From the results presented so far, it is evident that the KDE method manages to identify anomalies in radon and thoron time series regarding the earthquakes in Table 1. This gain of the KDE is noteworthy especially if the reader takes into account that according to Frehner et al. [34]. Among the techniques specifically developed for anomaly detection, there is no clear winner. It is evident from the recent review of Nikolopoulos et al. [5] on earthquake precursors that there is no single certain rule to link earthquakes and anomalies, but several papers report such links for even mild earthquakes. In the sense of this review, the present results fall within the tendencies of both recent and old papers. Moreover, in the recent review of Pulinets et al. [10], the Lithosphere Atmosphere Ionosphere Coupling (LAIC) adopts anomalies from all parts of the LAIC. The reader should note that the first author of reference [10] is the main founder of the LAIC model, which is used extensively nowadays for the explanation of pre-earthquake anomalies. The present results referring to anomalies from data in soil, i.e., from the lithosphere, are both within the LAIC model and the international literature. The review of Conti et al. [6] also verifies this aspect. Hence, it can be supported that both radon and thoron anomalies identified through KDE are supported by evidence. Moreover, the fact that KDE has been applied to several types of anomalies (see references of Section 2.2.1)is also evident that this method is indeed robust, modern, and succeeds in delineating anomalies. The method managed to identify five of the nine earthquakes in Table 1.

Since the KDE method is successful in finding radon and thoron anomalies as well as time series anomalies in general, it may also be used for the delineation of anomalies of the atmospheric parameters related to radon and thoron data series. According to this sense, Figure 3 presents the variations in the atmospheric parameters with the KDE method. The reader should note here that traditionally, radon and thoron series are presented in parallel to atmospheric data series. This is because the atmospheric parameters may evoke anomalies in radon and thoron due to the physics of the lithosphere (underlying geology). Classical papers explain that, and the reader may find several such references in the references of the reviews [5,6,10]. It should be noted, though, that this condition is not necessary, meaning that it is not obligatory or a priori that some kind radon or thoron anomaly is due to atmospheric parameter disturbances. This further means that even if some associations may co-exist between atmospheric parameters and radon or thoron anomalies, it is by no means obligatory that the identified radon and thoron time series disturbances are linked to variations in the atmospheric parameters and not linked to the seismic events of this paper. There have also been published attempts which link radon anomalies to earth, ocean, and lunar tides, e.g., [48] and references therein, but these report periodicities way milder than the ones of the atmospheric parameters. The advancement, however, of the KDE heatmaps succeed in overcoming all the periodicity problems. Indeed, the reader may observe that no KDE heatmap of the atmospheric parameters is identical or even similar to the one for radon, whereas all parameters are completely different from the KDE heatmap of the thoron time series. According to this consensus, the claims presented regarding the potential links on the earthquakes in Table 1 and the radon time series are rigid, whereas the corresponding claims about the thoron time series are even more strict. The link between the earthquakes in Table 1 and the radon and thoron time series is reinforced by the findings of the HBDE method (Figure 4).

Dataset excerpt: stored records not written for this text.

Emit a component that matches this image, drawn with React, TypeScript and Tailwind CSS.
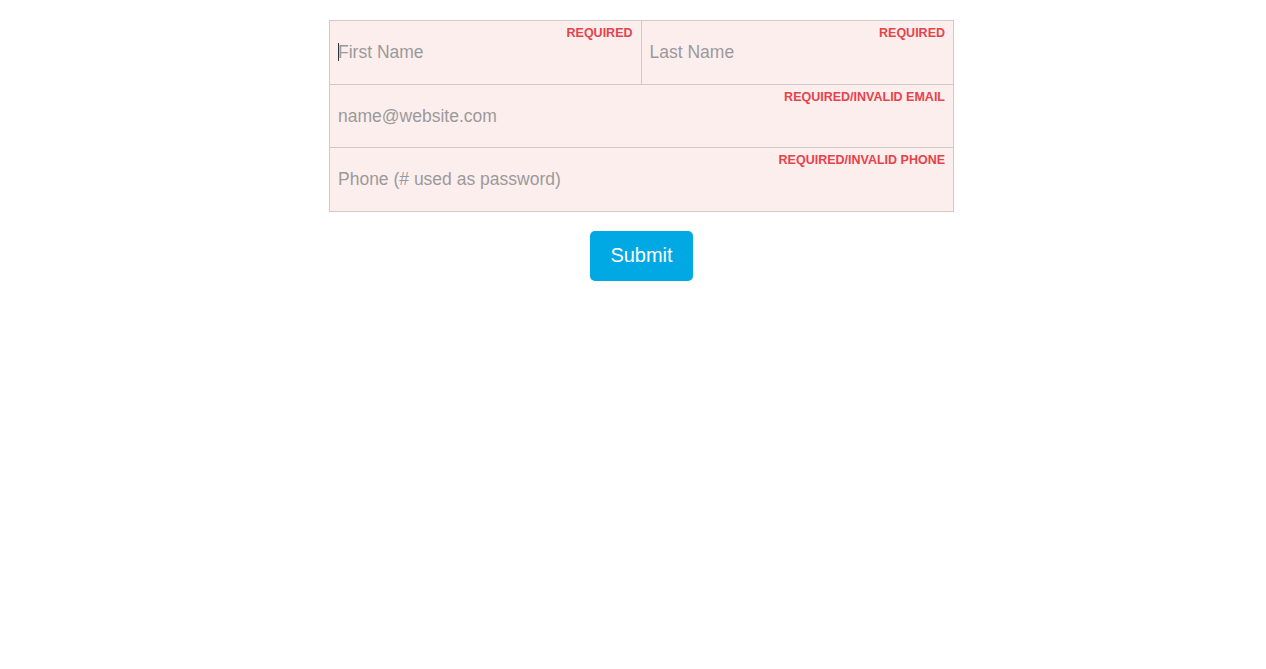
import React from "react";

function Field({
  placeholder,
  label,
  className = "",
  caret = false,
}: {
  placeholder: string;
  label: string;
  className?: string;
  caret?: boolean;
}) {
  return (
    <div className={`relative h-full bg-[#fdeeee] ${className}`}>
      <span className="pointer-events-none absolute right-[8px] top-[6px] text-[12.5px] font-bold leading-none text-[#e8414a]">
        {label}
      </span>
      {caret && (
        <span className="pointer-events-none absolute left-[8px] top-[22px] h-[18px] w-px bg-[#333]" />
      )}
      <input
        placeholder={placeholder}
        className="h-full w-full bg-transparent px-[8px] text-[17.5px] text-[#444] outline-none placeholder:text-[#9a9a9a]"
      />
    </div>
  );
}

export default function App() {
  return (
    <div className="min-h-screen bg-white pl-[17px] pt-[20px] font-['Liberation_Sans',Arial,sans-serif]">
      <div className="mx-auto w-[625px]">
        <div className="border border-[#d0c9c9]">
          <div className="grid h-[64px] grid-cols-2 border-b border-[#d0c9c9]">
            <Field
              placeholder="First Name"
              label="REQUIRED"
              className="border-r border-[#d0c9c9]"
              caret
            />
            <Field placeholder="Last Name" label="REQUIRED" />
          </div>
          <div className="h-[63px] border-b border-[#d0c9c9]">
            <Field placeholder="name@website.com" label="REQUIRED/INVALID EMAIL" />
          </div>
          <div className="h-[63px]">
            <Field placeholder="Phone (# used as password)" label="REQUIRED/INVALID PHONE" />
          </div>
        </div>
        <div className="mt-[19px] flex justify-center">
          <button className="h-[50px] w-[103px] rounded-[5px] bg-[#00a8e4] pb-[2px] text-[20px] text-white">
            Submit
          </button>
        </div>
      </div>
    </div>
  );
}
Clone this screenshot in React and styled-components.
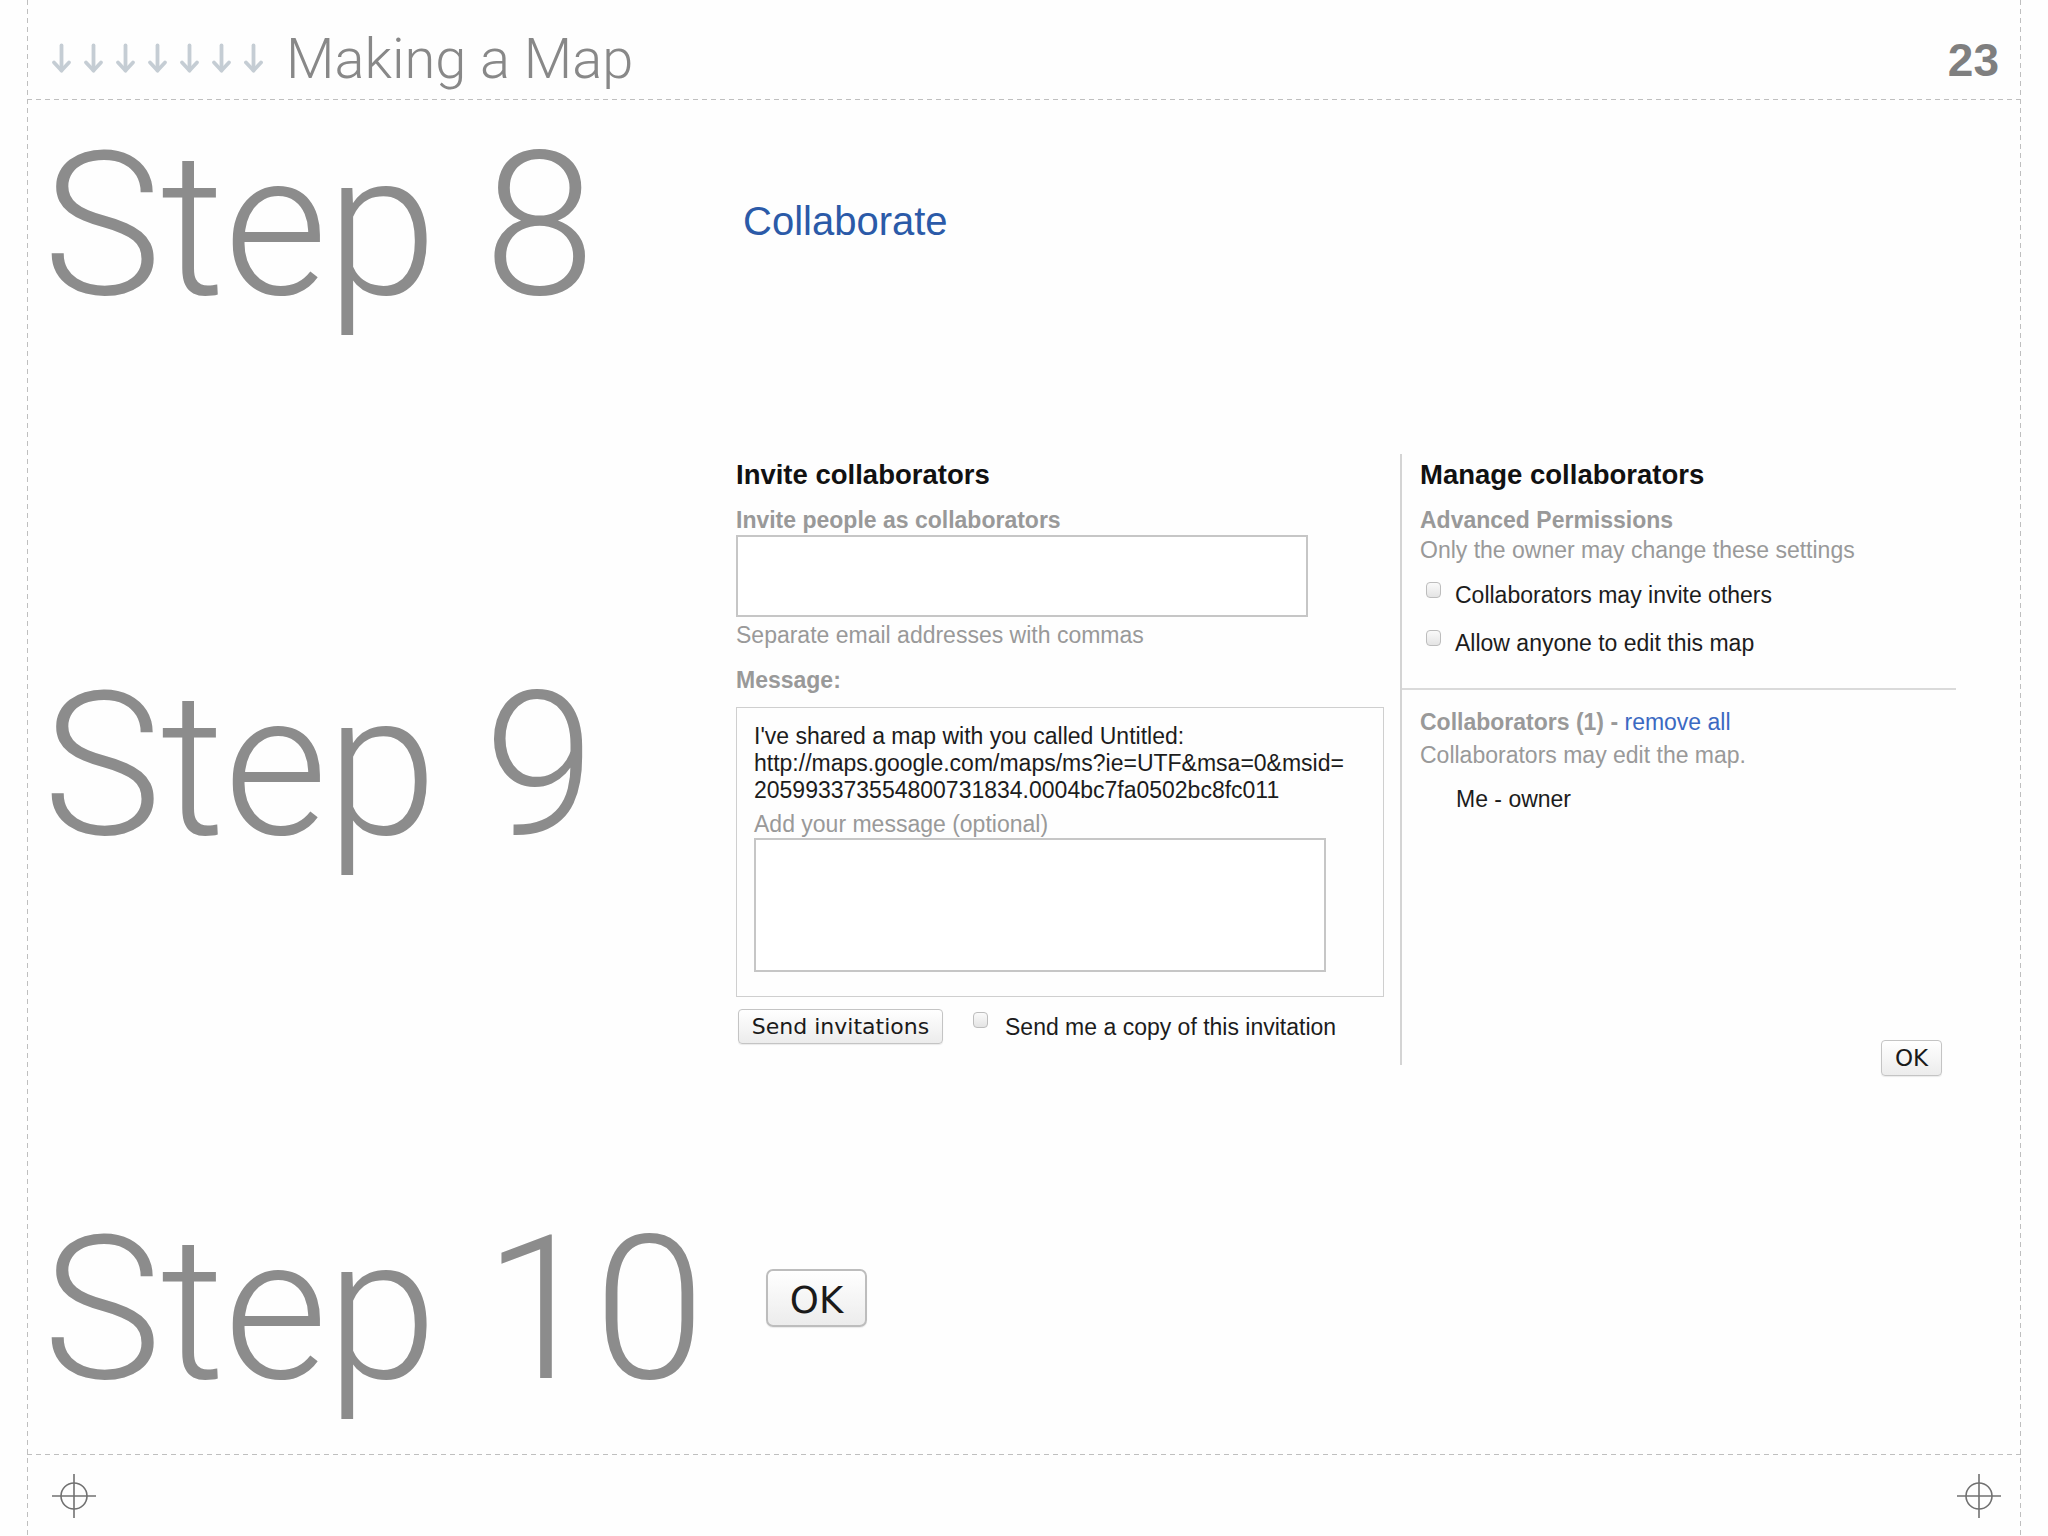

Indeed, the HBDE of radon time series are very different from the ones of temperature and relative humidity (Figure 4). The HBDE of air pressure time series has some similarities with the radon time series, implying some small bias due to atmospheric pressure in the radon time series. Regarding thoron time series, there are, again, no similarities. Therefore, it can be supported that the thoron time series manage to better delineate the link to the earthquakes in Table 1, but the evidence for the links with radon time series are also reliable.

Figure 5 presents the wavelet coefficients of radon, thoron, and meteorological time series using the Bior (Biorthogonal) wavelet. The reader should note here that the black or colored spots indicate wavelet coefficients with higher amplitudes. These spots may represent important information in the data at various scales and locations. Black dots indicate strong coefficients, making them more prominent. A black spot in the wavelet coefficient plot usually denotes areas with substantial amplitudes of the wavelet coefficients. Areas with abrupt changes, discontinuities, or localized features are represented by black dots. They may show whether a feature is present at that specific resolution and location. In this sense, and as can be observed from Figure 5, levels 1–3 show that some noise is present in the radon time series, since some maximum data points for the levels (1–3) are below or above the blue dotted lines, indicating the corresponding thresholds. On the other hand, according to level 4, noise is not present in radon time series. This is an alternative implication that radon is co-affected by other factors (as already mentioned mainly atmospheric pressure), but this bias is not systematic and cannot be separated from the effect of the lithosphere’s disturbances. In other words, the wavelet coefficients with the Bior wavelet imply only some noise present in the radon series; therefore, the reported claims between potential links of radon time series and the five earthquakes of Table 1 are more evident. This is reinforced by the fact that when smaller coefficients are set to zero for the radon time series, the noise and black spots are removed.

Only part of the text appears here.